Track down each line that has the word "React" and copy it.
○ ○ ○ ○ ○
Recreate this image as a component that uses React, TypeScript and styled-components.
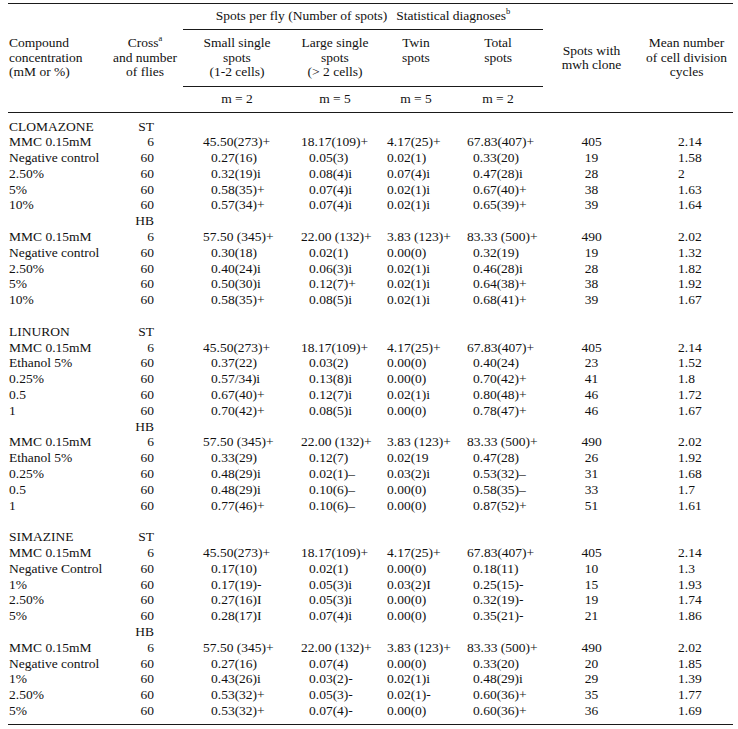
import React from "react";
import styled, { createGlobalStyle } from "styled-components";

const GlobalStyle = createGlobalStyle`
  body {
    margin: 0;
    background: #ffffff;
  }
`;

const Page = styled.div`
  padding: 3px 5px 0 8px;
  font-family: "Liberation Serif", "Times New Roman", serif;
  font-size: 13.5px;
  color: #111111;
`;

const Table = styled.table`
  width: 725px;
  table-layout: fixed;
  border-collapse: collapse;
  border-top: 1px solid #1a1a1a;
  border-bottom: 1px solid #1a1a1a;
`;

interface HeadCellProps {
  $align?: "left" | "center";
  $h?: number;
  $rule?: boolean;
}
const HeadCell = styled.th<HeadCellProps>`
  font-weight: normal;
  padding: 0;
  padding-left: ${p => (p.$align === "left" ? "1px" : "0")};
  text-align: ${p => p.$align || "center"};
  vertical-align: middle;
  line-height: 14.5px;
  white-space: nowrap;
  ${p => p.$h && `height: ${p.$h}px;`}
  ${p => p.$rule && `border-bottom: 1px solid #1a1a1a;`}
`;

const Gap = styled.span`
  display: inline-block;
  width: 9px;
`;

const Sup = styled.sup`
  font-size: 8.5px;
  line-height: 0;
  position: relative;
  top: -1px;
`;

interface CellProps {
  $align: "left" | "right" | "center";
  $pad: number;
}
const Cell = styled.td<CellProps>`
  padding: 0;
  height: 15.8px;
  line-height: 15.8px;
  white-space: nowrap;
  text-align: ${p => p.$align};
  ${p => p.$align === "right" ? `padding-right: ${p.$pad}px;` : `padding-left: ${p.$pad}px;`}
`;

const Spacer = styled.tr<{ $h: number }>`
  height: ${p => p.$h}px;
`;

type Row = [string, string, string, string, string, string, string, string];

interface Block {
  cross: string;
  rows: Row[];
}
interface Section {
  name: string;
  blocks: Block[];
}

const sections: Section[] = [
  {
    name: "CLOMAZONE",
    blocks: [
      {
        cross: "ST",
        rows: [
          ["MMC 0.15mM", "6", "45.50(273)+", "18.17(109)+", "4.17(25)+", "67.83(407)+", "405", "2.14"],
          ["Negative control", "60", "0.27(16)", "0.05(3)", "0.02(1)", "0.33(20)", "19", "1.58"],
          ["2.50%", "60", "0.32(19)i", "0.08(4)i", "0.07(4)i", "0.47(28)i", "28", "2"],
          ["5%", "60", "0.58(35)+", "0.07(4)i", "0.02(1)i", "0.67(40)+", "38", "1.63"],
          ["10%", "60", "0.57(34)+", "0.07(4)i", "0.02(1)i", "0.65(39)+", "39", "1.64"],
        ],
      },
      {
        cross: "HB",
        rows: [
          ["MMC 0.15mM", "6", "57.50 (345)+", "22.00 (132)+", "3.83 (123)+", "83.33 (500)+", "490", "2.02"],
          ["Negative control", "60", "0.30(18)", "0.02(1)", "0.00(0)", "0.32(19)", "19", "1.32"],
          ["2.50%", "60", "0.40(24)i", "0.06(3)i", "0.02(1)i", "0.46(28)i", "28", "1.82"],
          ["5%", "60", "0.50(30)i", "0.12(7)+", "0.02(1)i", "0.64(38)+", "38", "1.92"],
          ["10%", "60", "0.58(35)+", "0.08(5)i", "0.02(1)i", "0.68(41)+", "39", "1.67"],
        ],
      },
    ],
  },
  {
    name: "LINURON",
    blocks: [
      {
        cross: "ST",
        rows: [
          ["MMC 0.15mM", "6", "45.50(273)+", "18.17(109)+", "4.17(25)+", "67.83(407)+", "405", "2.14"],
          ["Ethanol 5%", "60", "0.37(22)", "0.03(2)", "0.00(0)", "0.40(24)", "23", "1.52"],
          ["0.25%", "60", "0.57/34)i", "0.13(8)i", "0.00(0)", "0.70(42)+", "41", "1.8"],
          ["0.5", "60", "0.67(40)+", "0.12(7)i", "0.02(1)i", "0.80(48)+", "46", "1.72"],
          ["1", "60", "0.70(42)+", "0.08(5)i", "0.00(0)", "0.78(47)+", "46", "1.67"],
        ],
      },
      {
        cross: "HB",
        rows: [
          ["MMC 0.15mM", "6", "57.50 (345)+", "22.00 (132)+", "3.83 (123)+", "83.33 (500)+", "490", "2.02"],
          ["Ethanol 5%", "60", "0.33(29)", "0.12(7)", "0.02(19", "0.47(28)", "26", "1.92"],
          ["0.25%", "60", "0.48(29)i", "0.02(1)–", "0.03(2)i", "0.53(32)–", "31", "1.68"],
          ["0.5", "60", "0.48(29)i", "0.10(6)–", "0.00(0)", "0.58(35)–", "33", "1.7"],
          ["1", "60", "0.77(46)+", "0.10(6)–", "0.00(0)", "0.87(52)+", "51", "1.61"],
        ],
      },
    ],
  },
  {
    name: "SIMAZINE",
    blocks: [
      {
        cross: "ST",
        rows: [
          ["MMC 0.15mM", "6", "45.50(273)+", "18.17(109)+", "4.17(25)+", "67.83(407)+", "405", "2.14"],
          ["Negative Control", "60", "0.17(10)", "0.02(1)", "0.00(0)", "0.18(11)", "10", "1.3"],
          ["1%", "60", "0.17(19)-", "0.05(3)i", "0.03(2)I", "0.25(15)-", "15", "1.93"],
          ["2.50%", "60", "0.27(16)I", "0.05(3)i", "0.00(0)", "0.32(19)-", "19", "1.74"],
          ["5%", "60", "0.28(17)I", "0.07(4)i", "0.00(0)", "0.35(21)-", "21", "1.86"],
        ],
      },
      {
        cross: "HB",
        rows: [
          ["MMC 0.15mM", "6", "57.50 (345)+", "22.00 (132)+", "3.83 (123)+", "83.33 (500)+", "490", "2.02"],
          ["Negative control", "60", "0.27(16)", "0.07(4)", "0.00(0)", "0.33(20)", "20", "1.85"],
          ["1%", "60", "0.43(26)i", "0.03(2)-", "0.02(1)i", "0.48(29)i", "29", "1.39"],
          ["2.50%", "60", "0.53(32)+", "0.05(3)-", "0.02(1)-", "0.60(36)+", "35", "1.77"],
          ["5%", "60", "0.53(32)+", "0.07(4)-", "0.00(0)", "0.60(36)+", "36", "1.69"],
        ],
      },
    ],
  },
];

// column widths and where the values sit inside each column
const widths = [99, 76, 108, 88, 74, 90, 97, 93];
const columns: { align: "left" | "right" | "center"; pad: number; lead: number }[] = [
  { align: "left", pad: 1, lead: 1 },
  { align: "right", pad: 29, lead: 29 },
  { align: "left", pad: 28, lead: 20 },
  { align: "left", pad: 18, lead: 10 },
  { align: "left", pad: 8, lead: 8 },
  { align: "left", pad: 20, lead: 14 },
  { align: "center", pad: 0, lead: 0 },
  { align: "left", pad: 38, lead: 38 },
];

const DataRow = ({ cells, lead }: { cells: string[]; lead?: boolean }) => (
  <tr>
    {cells.map((c, i) => (
      <Cell key={i} $align={columns[i].align} $pad={lead ? columns[i].lead : columns[i].pad}>
        {c}
      </Cell>
    ))}
  </tr>
);

const App = () => {
  return (
    <Page>
      <GlobalStyle />
      <Table>
        <colgroup>
          {widths.map((w, i) => (
            <col key={i} style={{ width: w }} />
          ))}
        </colgroup>
        <thead>
          <tr>
            <HeadCell rowSpan={3} $align="left" $rule>
              Compound<br />concentration<br />(mM or %)
            </HeadCell>
            <HeadCell rowSpan={3} $rule>
              Cross<Sup>a</Sup><br />and number<br />of flies
            </HeadCell>
            <HeadCell colSpan={4} $h={25} $rule>
              Spots per fly (Number of spots)<Gap />Statistical diagnoses<Sup>b</Sup>
            </HeadCell>
            <HeadCell rowSpan={3} $rule>
              Spots with<br />mwh clone
            </HeadCell>
            <HeadCell rowSpan={3} $rule>
              Mean number<br />of cell division<br />cycles
            </HeadCell>
          </tr>
          <tr>
            <HeadCell $h={56} $rule>Small single<br />spots<br />(1-2 cells)</HeadCell>
            <HeadCell $rule>Large single<br />spots<br />(&gt; 2 cells)</HeadCell>
            <HeadCell $rule>Twin<br />spots<br /><br /></HeadCell>
            <HeadCell $rule>Total<br />spots<br /><br /></HeadCell>
          </tr>
          <tr>
            <HeadCell $h={25} $rule>m = 2</HeadCell>
            <HeadCell $rule>m = 5</HeadCell>
            <HeadCell $rule>m = 5</HeadCell>
            <HeadCell $rule>m = 2</HeadCell>
          </tr>
        </thead>
        <tbody>
          <Spacer $h={6} />
          {sections.map((s, si) => (
            <React.Fragment key={s.name}>
              {si > 0 && <DataRow cells={["", "", "", "", "", "", "", ""]} />}
              {s.blocks.map((b, bi) => (
                <React.Fragment key={b.cross}>
                  <DataRow cells={[bi === 0 ? s.name : "", b.cross, "", "", "", "", "", ""]} />
                  {b.rows.map((r, ri) => (
                    <DataRow key={ri} cells={r} lead={ri === 0} />
                  ))}
                </React.Fragment>
              ))}
            </React.Fragment>
          ))}
          <Spacer $h={6} />
        </tbody>
      </Table>
    </Page>
  );
};

export default App;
○ ○ ○ ○ ○
◆ **Completed exercise**:
Recreate this image as a component that uses React, TypeScript and styled-components.
import React from "react";
            <React.Fragment key={s.name}>
                <React.Fragment key={b.cross}>
                </React.Fragment>
            </React.Fragment>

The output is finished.